Barbeau-Lavalette is the daughter of documentary filmmaker Manon Barbeau and cinematographer Philippe Lavalette and the granddaughter of artist Marcel Barbeau. International audiences know her best for her award-winning "Inch'Allah," released in 2012. An outspoken human rights and international development activist, Barbeau-Lavalette was named artist of the year in 2012 by Les Artistes pour la paix, a Montreal-based organization honoring works of art involving themes of peace. "Inch'Allah" also was awarded the FIPRESCI Prize at the 2013 Berlin International Film Festival. Barbeau-Lavalette will present her film at 6:30 p.m. Friday, March 21.

Haminiaina Ratovoarivony

Ratovoarivony is gaining momentum as a director who struggles to revive the Malagasy cinema. His first film, "Legends of Madagascar," takes on numerous issues in contemporary Madagascar, including racial tensions between the native population and Indian immigrants, military corruption and the challenge to preserve indigenous traditions amid economic growth. He will present his film at 5 p.m. Sunday, March 30.
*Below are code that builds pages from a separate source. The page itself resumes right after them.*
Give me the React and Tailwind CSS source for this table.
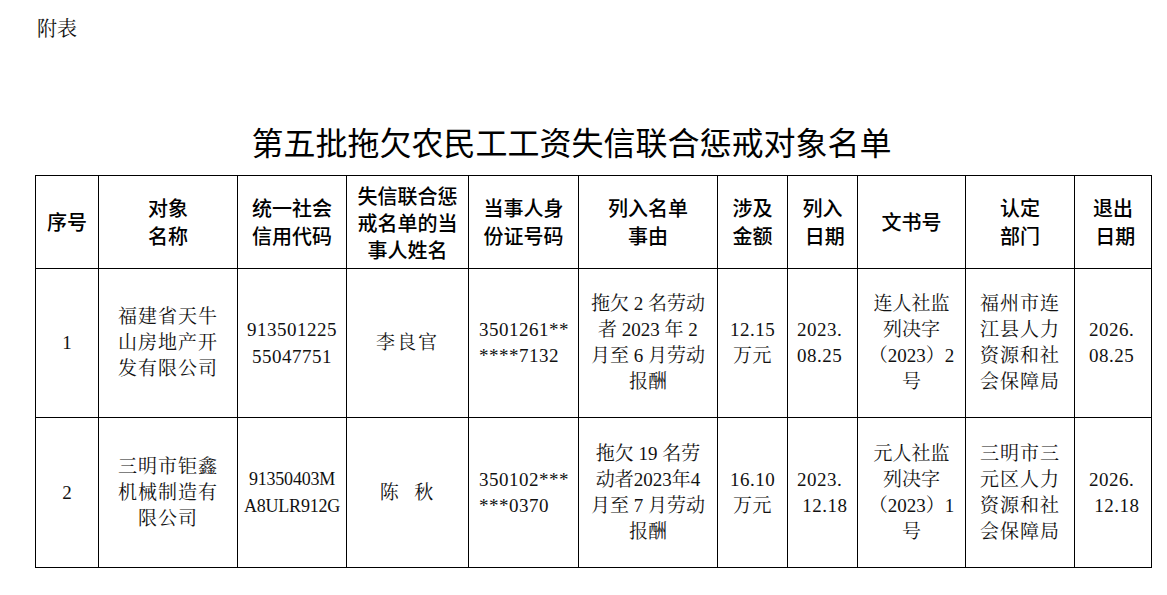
const serif = { fontFamily: '"Liberation Serif", "Noto Serif CJK SC", "Noto Sans CJK SC", serif' };

const cols = [63, 139, 109, 122, 110, 139, 70, 70, 108, 109, 77];

const rows = [
  {
    no: "1",
    name: ["福建省天牛", "山房地产开", "发有限公司"],
    code: ["913501225", "55047751"],
    codeSize: " tracking-[0.5px]",
    person: "李良官",
    id: ["3501261**", "****7132"],
    reason: ["拖欠 2 名劳动", "者 2023 年 2", "月至 6 月劳动", "报酬"],
    amount: ["12.15", "万元"],
    date: ["2023.", "08.25"],
    doc: ["连人社监", "列决字", "（2023）2", "号"],
    dept: ["福州市连", "江县人力", "资源和社", "会保障局"],
    exit: ["2026.", "08.25"],
  },
  {
    no: "2",
    name: ["三明市钜鑫", "机械制造有", "限公司"],
    code: ["91350403M", "A8ULR912G"],
    codeSize: " !text-[18px] tracking-[-0.2px]",
    person: "陈\u00a0\u00a0秋",
    id: ["350102***", "***0370"],
    reason: ["拖欠 19 名劳", "动者2023年4", "月至 7 月劳动", "报酬"],
    amount: ["16.10", "万元"],
    date: ["2023.", "\u00a012.18"],
    doc: ["元人社监", "列决字", "（2023）1", "号"],
    dept: ["三明市三", "元区人力", "资源和社", "会保障局"],
    exit: ["2026.", "\u00a012.18"],
  },
];

function Lines({ items }) {
  return items.map((t, i) => <div key={i}>{t}</div>);
}

const th = "border border-black text-center align-middle font-medium text-[20px] leading-[28px] text-black";
const td = "border border-black align-middle text-[19px] leading-[26px] text-[#111]";

export default function App() {
  return (
    <div className="min-h-screen bg-white" style={{ fontFamily: '"Noto Sans CJK SC", sans-serif' }}>
      <p className="pl-[37px] pt-[16px] text-[20px] leading-[26px] text-[#111]" style={serif}>附表</p>
      <h1 className="mt-[79px] pr-[24px] text-center text-[32px] leading-[40px] font-normal text-black">
        第五批拖欠农民工工资失信联合惩戒对象名单
      </h1>
      <table className="mt-[14px] ml-[35px] w-[1117px] table-fixed border-collapse">
        <colgroup>
          {cols.map((w, i) => (
            <col key={i} style={{ width: w }} />
          ))}
        </colgroup>
        <thead>
          <tr className="h-[93px]">
            <th className={th}>序号</th>
            <th className={th}><Lines items={["对象", "名称"]} /></th>
            <th className={th}><Lines items={["统一社会", "信用代码"]} /></th>
            <th className={th + " !leading-[27px]"}><Lines items={["失信联合惩", "戒名单的当", "事人姓名"]} /></th>
            <th className={th}><Lines items={["当事人身", "份证号码"]} /></th>
            <th className={th}><Lines items={["列入名单", "事由"]} /></th>
            <th className={th}><Lines items={["涉及", "金额"]} /></th>
            <th className={th}><Lines items={["列入", "\u00a0日期"]} /></th>
            <th className={th}>文书号</th>
            <th className={th}><Lines items={["认定", "部门"]} /></th>
            <th className={th}><Lines items={["退出", "\u00a0日期"]} /></th>
          </tr>
        </thead>
        <tbody style={serif}>
          {rows.map((r, i) => (
            <tr key={r.no} className={i === 0 ? "h-[149px]" : "h-[150px]"}>
              <td className={td + " text-center"}>{r.no}</td>
              <td className={td + " text-center tracking-[1px]"}><Lines items={r.name} /></td>
              <td className={td + " text-center !leading-[27px]" + r.codeSize}><Lines items={r.code} /></td>
              <td className={td + " text-center tracking-[2px]"}>{r.person}</td>
              <td className={td + " pl-[10px] text-left tracking-[0.5px]"}><Lines items={r.id} /></td>
              <td className={td + " text-center"}><Lines items={r.reason} /></td>
              <td className={td + " text-center tracking-[0.5px]"}><Lines items={r.amount} /></td>
              <td className={td + " pl-[9px] text-left tracking-[0.5px]"}><Lines items={r.date} /></td>
              <td className={td + " text-center"}><Lines items={r.doc} /></td>
              <td className={td + " text-center tracking-[1px]"}><Lines items={r.dept} /></td>
              <td className={td + " pl-[14px] text-left tracking-[0.5px]"}><Lines items={r.exit} /></td>
            </tr>
          ))}
        </tbody>
      </table>
    </div>
  );
}
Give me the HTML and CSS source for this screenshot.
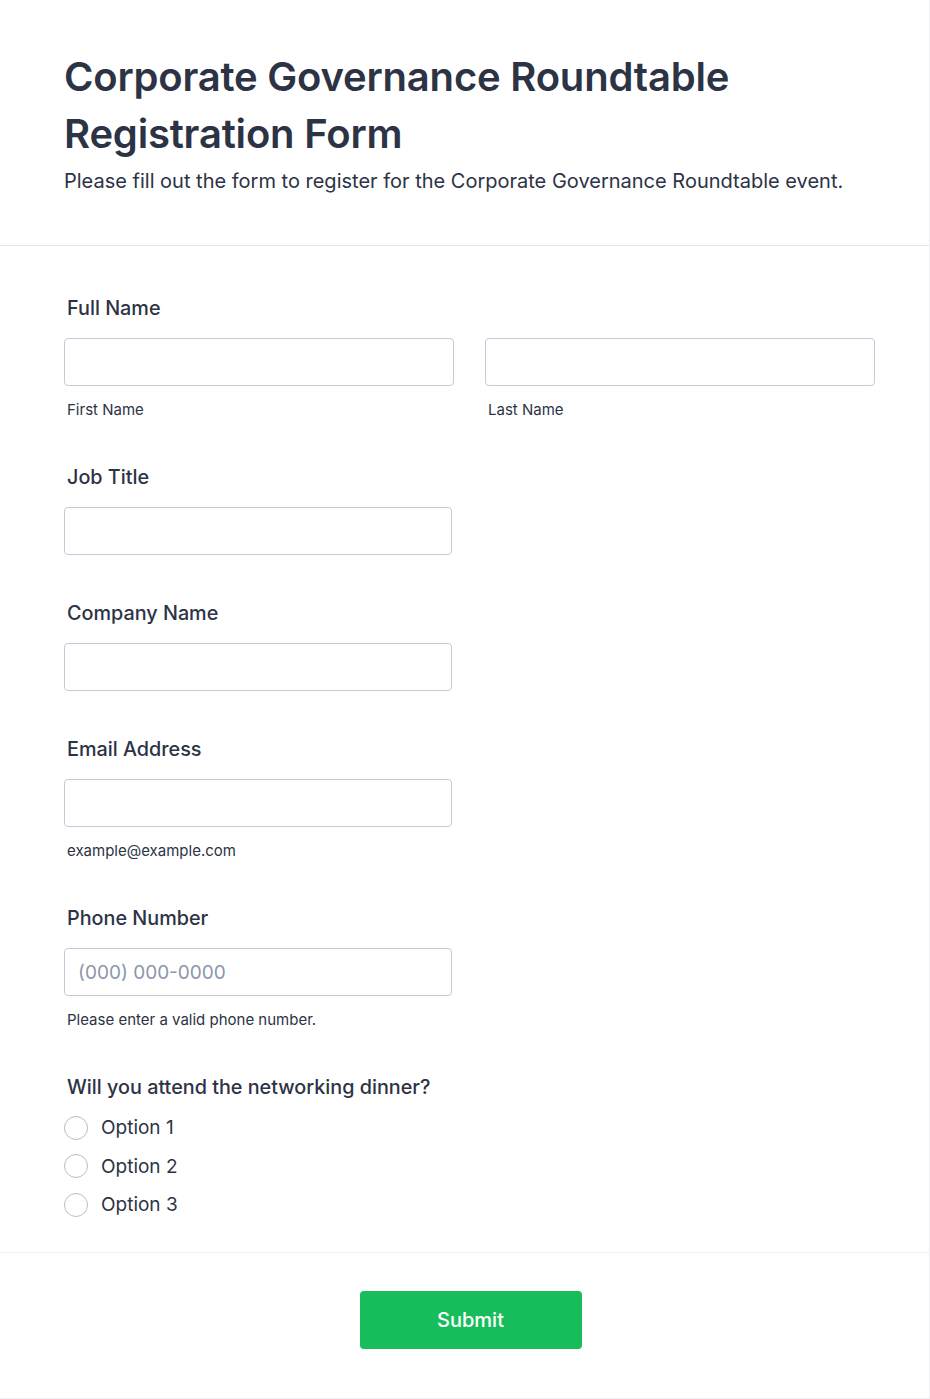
FILE: index.html
```html
<!DOCTYPE html>
<html lang="en">
<head>
<meta charset="utf-8">
<title>Corporate Governance Roundtable Registration Form</title>
<link rel="stylesheet" href="styles.css">
</head>
<body>
<div class="card">
  <header class="form-header">
    <h1 class="title">Corporate Governance Roundtable Registration Form</h1>
    <p class="subtitle">Please fill out the form to register for the Corporate Governance Roundtable event.</p>
  </header>
  <form class="form-body">
    <div class="field">
      <label class="label">Full Name</label>
      <div class="name-row">
        <div class="name-col">
          <input class="input" type="text">
          <span class="sublabel">First Name</span>
        </div>
        <div class="name-col">
          <input class="input" type="text">
          <span class="sublabel">Last Name</span>
        </div>
      </div>
    </div>
    <div class="field">
      <label class="label">Job Title</label>
      <input class="input input-half" type="text">
    </div>
    <div class="field">
      <label class="label">Company Name</label>
      <input class="input input-half" type="text">
    </div>
    <div class="field">
      <label class="label">Email Address</label>
      <input class="input input-half" type="email">
      <span class="sublabel">example@example.com</span>
    </div>
    <div class="field">
      <label class="label">Phone Number</label>
      <input class="input input-half" type="tel" placeholder="(000) 000-0000">
      <span class="sublabel">Please enter a valid phone number.</span>
    </div>
    <div class="field field-radio">
      <label class="label">Will you attend the networking dinner?</label>
      <div class="options">
        <label class="option"><span class="radio"></span>Option 1</label>
        <label class="option"><span class="radio"></span>Option 2</label>
        <label class="option"><span class="radio"></span>Option 3</label>
      </div>
    </div>
  </form>
  <div class="form-footer">
    <button class="submit" type="button">Submit</button>
  </div>
</div>
</body>
</html>
```

FILE: styles.css
```css
* { box-sizing: border-box; }
html, body { margin: 0; padding: 0; background: #ffffff; }
body {
  font-family: Inter, "Noto Sans", "Liberation Sans", sans-serif;
  color: #2c3345;
}
.card {
  width: 930px;
  min-height: 1398px;
  border-right: 1px solid #f0f1f5;
  border-bottom: 1px solid #f0f1f5;
}
.form-header {
  padding: 48px 64px 50px 64px;
  border-bottom: 1px solid #e3e5ec;
}
.title {
  margin: 0;
  font-size: 40px;
  line-height: 57px;
  font-weight: 600;
  color: #2c3345;
  letter-spacing: -0.2px;
}
.subtitle {
  margin: 5px 0 0 0;
  font-size: 20px;
  line-height: 28px;
  color: #2c3345;
}
.form-body {
  padding: 50px 54px 35px 64px;
  display: flex;
  flex-direction: column;
  gap: 46px;
  border-bottom: 1px solid #eef0f4;
}
.field {
  display: flex;
  flex-direction: column;
  align-items: flex-start;
}
.label {
  font-size: 19.8px;
  line-height: 24px;
  font-weight: 500;
  padding-left: 3px;
  margin-bottom: 18px;
  color: #2c3345;
}
.name-row {
  display: flex;
  gap: 31px;
  width: 811px;
}
.name-col {
  flex: 1;
  display: flex;
  flex-direction: column;
}
.input {
  display: block;
  width: 100%;
  height: 48px;
  border: 1px solid #c3cad8;
  border-radius: 4px;
  padding: 0 13px;
  font-family: inherit;
  font-size: 19px;
  color: #2c3345;
  background: #fff;
  outline: none;
}
.input-half { width: 388px; }
.input::placeholder { color: #8c96ab; }
.sublabel {
  display: block;
  margin-top: 15px;
  padding-left: 3px;
  font-size: 15px;
  line-height: 18px;
  color: #2c3345;
}
.field-radio .label { margin-bottom: 16px; }
.options {
  display: flex;
  flex-direction: column;
  gap: 13.5px;
}
.option {
  display: flex;
  align-items: center;
  gap: 13px;
  font-size: 19px;
  line-height: 25px;
  color: #2c3345;
}
.radio {
  width: 24px;
  height: 24px;
  border: 1px solid #b8bdc9;
  border-radius: 50%;
  background: #fff;
}
.form-footer {
  display: flex;
  justify-content: center;
  padding: 38px 0 49px 12px;
}
.submit {
  width: 222px;
  height: 58px;
  border: none;
  border-radius: 4px;
  background: #18bd5b;
  color: #ffffff;
  font-family: inherit;
  font-size: 20px;
  font-weight: 500;
}
```
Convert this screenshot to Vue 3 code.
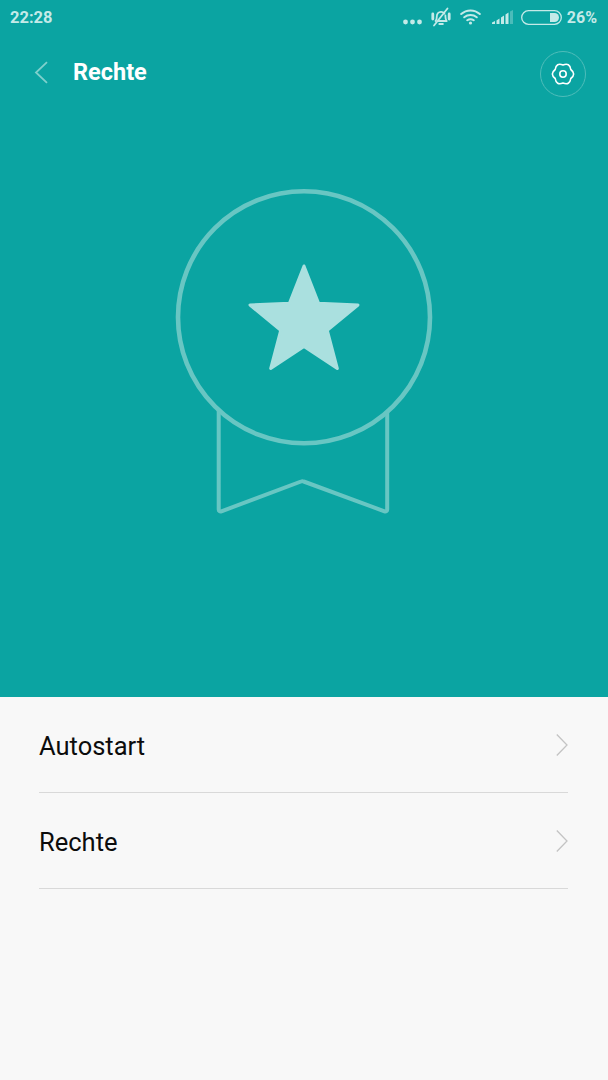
<script setup>
const rows = ['Autostart', 'Rechte']
</script>

<template>
  <div class="page">
    <section class="hero">
      <div class="status">
        <span class="time">22:28</span>
        <div class="status-right">
          <svg class="dots" width="19" height="6" viewBox="0 0 19 6"><circle cx="2.500" cy="3" r="2.400"/><circle cx="9.500" cy="3" r="2.400"/><circle cx="16.500" cy="3" r="2.400"/></svg>
          <svg class="mute" width="20" height="20" viewBox="0 0 20 20" fill="none" stroke="#c4eae8" stroke-width="1.800" stroke-linecap="round" stroke-linejoin="round">
            <path d="M4.500 14c1.200-1 1.300-2.200 1.300-4.500 0-2.600 1.800-4.700 4.200-4.700 1.400 0 2.600.6 3.400 1.700M14.400 8.500v1c0 2 .4 3.400 1.300 4.500H7.500"/>
            <path d="M8.300 17h3.600"/><path d="M3 18.500 16.500 1.500"/>
            <path d="M1.800 7v5M18.200 7v5" stroke-width="2.800"/>
          </svg>
          <svg class="wifi" width="21" height="16" viewBox="0 0 21 16" fill="none" stroke="#c4eae8" stroke-width="2" stroke-linecap="round">
            <path d="M1.200 5C6.500 .2 14.500 .2 19.800 5"/><path d="M4.200 8.300c3.700-3 8.900-3 12.600 0"/><path d="M7.200 11.300c2-1.400 4.600-1.400 6.600 0"/><circle cx="10.500" cy="14" r="1.600" fill="#c4eae8" stroke="none"/>
          </svg>
          <svg class="signal" width="21" height="15" viewBox="0 0 21 15" fill="#c4eae8"><path d="M0 14v-1.500L3 11v3zM4.500 14V10.500L7.500 8.500V14zM9 14V7.500L12 5.500V14zM13.500 14V4.500L16.500 2.500V14z"/><path d="M18 14V1.500L21 0V14z" opacity=".35"/></svg>
          <svg class="battery" width="41" height="15" viewBox="0 0 41 15" fill="none"><rect x=".7" y=".7" width="39.600" height="13.600" rx="6.800" stroke="#c4eae8" stroke-width="1.300"/><path d="M29 3h4.500a4.500 4.500 0 0 1 0 9H29z" fill="#c4eae8"/></svg>
          <span class="pct">26%</span>
        </div>
      </div>

      <header class="bar">
        <button class="back" aria-label="Zurück">
          <svg width="14" height="23" viewBox="0 0 14 23" fill="none" stroke="#7fd0cc" stroke-width="1.800"><path d="M13 1.200 2 11.500l11 10.300"/></svg>
        </button>
        <h1 class="title">Rechte</h1>
        <button class="gear" aria-label="Einstellungen">
          <svg width="24" height="24" viewBox="0 0 24 24" fill="none" stroke="#ffffff" stroke-width="1.600" stroke-linejoin="round">
            <path d="M12 3Q18.750 .3 19.800 7.500Q25.500 12 19.800 16.500Q18.750 23.700 12 21Q5.250 23.700 4.200 16.500Q-1.500 12 4.200 7.500Q5.250 .3 12 3Z"/>
            <circle cx="12" cy="12" r="3.200"/>
          </svg>
        </button>
      </header>

      <div class="badge-wrap">
        <svg class="badge" width="260" height="328" viewBox="0 0 260 328" fill="none">
          <path d="M44.700 218V321.500c0 1.500 1.200 2.300 2.700 1.800L127 293.500c1-.4 1.700-.4 2.700 0L210.500 323.300c1.500.5 2.700-.3 2.700-1.800V218" stroke="#68c6c3" stroke-width="4" stroke-linejoin="round"/>
          <circle cx="130" cy="129.300" r="126" stroke="#68c6c3" stroke-width="4.600" fill="#0ba4a2"/>
          <path d="M130 78 144.600 115.300 184 117 153.300 142.300 163.300 180.500 130 158.500 96.700 180.500 106.700 142.300 76 117 115.400 115.300Z" fill="#aae0df" stroke="#aae0df" stroke-width="3" stroke-linejoin="round"/>
        </svg>
      </div>
    </section>

    <ul class="list">
      <li v-for="row in rows" :key="row" class="row">
        <span class="label">{{ row }}</span>
        <svg class="chev" width="12" height="24" viewBox="0 0 12 24" fill="none" stroke="#c4c4c4" stroke-width="1.300"><path d="M.8 1.500 11 12 .8 22.500"/></svg>
      </li>
    </ul>
  </div>
</template>

<style>
html, body { margin: 0; padding: 0; background: #f8f8f8; }
</style>

<style scoped>
.page { width: 608px; height: 1080px; display: flex; flex-direction: column; background: #f8f8f8; font-family: Roboto, "Liberation Sans", sans-serif; overflow: hidden; }
.hero { height: 697px; background: #0ba4a2; display: flex; flex-direction: column; flex: none; }
.status { height: 34px; display: flex; align-items: center; justify-content: space-between; padding: 0 11px 0 10px; color: #c4eae8; font-weight: 500; font-size: 16px; }
.time { font-size: 16.500px; font-weight: 700; }
.status-right { display: flex; align-items: center; }
.dots { fill: #c4eae8; margin-top: 9px; }
.mute { margin-left: 9px; }
.wifi { margin-left: 9px; }
.signal { margin-left: 11px; }
.battery { margin-left: 8px; }
.pct { margin-left: 5px; font-weight: 700; }
.bar { height: 76px; display: flex; align-items: center; padding: 0 22px 0 34px; box-sizing: border-box; }
.back { background: none; border: 0; padding: 0; width: 39px; display: flex; }
.title { margin: 0; flex: 1; color: #fff; font-size: 23.500px; font-weight: 700; }
.gear { width: 46px; height: 46px; margin-top: 4px; border-radius: 50%; border: 1px solid #4fbdba; background: none; padding: 0; display: flex; align-items: center; justify-content: center; box-sizing: border-box; }
.badge-wrap { display: flex; justify-content: center; padding-top: 78px; }
.badge { display: block; }
.list { list-style: none; margin: 0; padding: 0 40px 0 39px; }
.row { height: 95px; border-bottom: 1px solid #d9d9d9; display: flex; align-items: center; justify-content: space-between; }
.label { font-size: 25.500px; color: #0c0c0c; padding-top: 2px; }
.chev { margin-right: 0; }
</style>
In addition to the seven feature-length films, audiences also will enjoy seven short films included in the festival's short film competition.

During the six-day-festival, audience members will have the opportunity to vote for their favorite film, adding an interactive element to the festival. By voting for their favorite entry on a card provided at the door, filmgoers will choose the winners of the Golden Kazoo Award—$500 presented to the director of the Best Short and Best Feature films.